The discussion revolves around the multipole expansion in electrostatics, particularly how it applies to point charges not located at the origin. Participants explore intuitive understandings, mathematical representations, and comparisons to other series expansions, such as Taylor and Fourier series. The conversation includes technical reasoning and conceptual clarifications regarding the nature of multipole moments and their implications.

Discussion Character

  • Exploratory
  • Technical explanation
  • Conceptual clarification
  • Debate/contested
  • Mathematical reasoning

Main Points Raised

  • Some participants propose that the multipole expansion of a point charge can be intuitively understood up to the dipole moment, but higher moments are less clear.
  • Others argue that a dipole moment requires charges to be equidistant from the origin, challenging the initial claim about the dipole formed by a point charge and a charge at the origin.
  • A participant explains that multipole expansions can simplify complex mathematical functions, similar to Taylor expansions, but emphasizes that all terms may be necessary if the series cannot be truncated.
  • Another participant describes the multipole expansion as a sum of fields from an infinite set of infinitesimal multipoles centered at the origin, contrasting this with the idea of finite-sized dipoles.
  • Some express that the monopole term requires additional moments to center the dipole at the origin, suggesting a hierarchy of multipole moments.
  • There is a comparison made between multipole expansions and other series expansions, with some noting that while there are similarities, multipole expansions have distinct characteristics based on charge distribution.
  • One participant reflects on the potential future of computational methods in electromagnetism, suggesting that traditional mathematical tools may become less central in teaching.

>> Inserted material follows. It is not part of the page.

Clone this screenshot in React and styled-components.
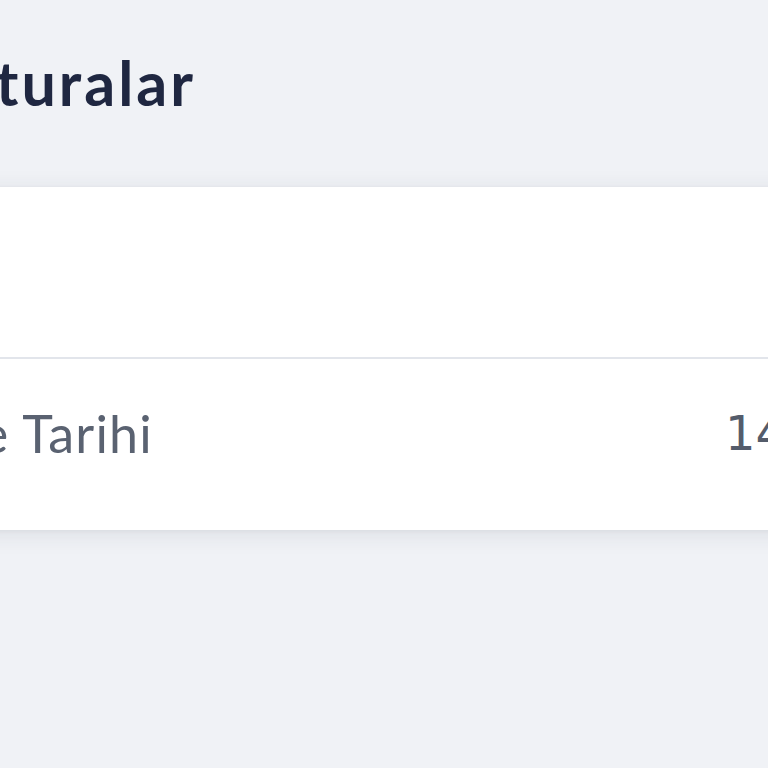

Areas of Agreement / Disagreement

Participants express differing views on the nature of multipole expansions and their relationship to point charges not at the origin. There is no consensus on the intuitive understanding of higher multipole moments or the implications of the mathematical representations discussed.

Contextual Notes

Some participants highlight the limitations of their understanding regarding the assumptions involved in multipole expansions and the dependence on charge distribution definitions. There are also unresolved questions about the mathematical steps and the implications of using different series expansions.

member 743765
I could imagine the multipole expansion of a point charge not at the origin intuitively only up to the dipole moment but not higher my thought goes as follows : imagine u have only a point charge + q at r0 this is equivalent to have also in addition to it +q and -q at the origin which result in a dipole between - q at the origin and +q at r0 in addition a point charge +q at the origin but how to imagine higher moments?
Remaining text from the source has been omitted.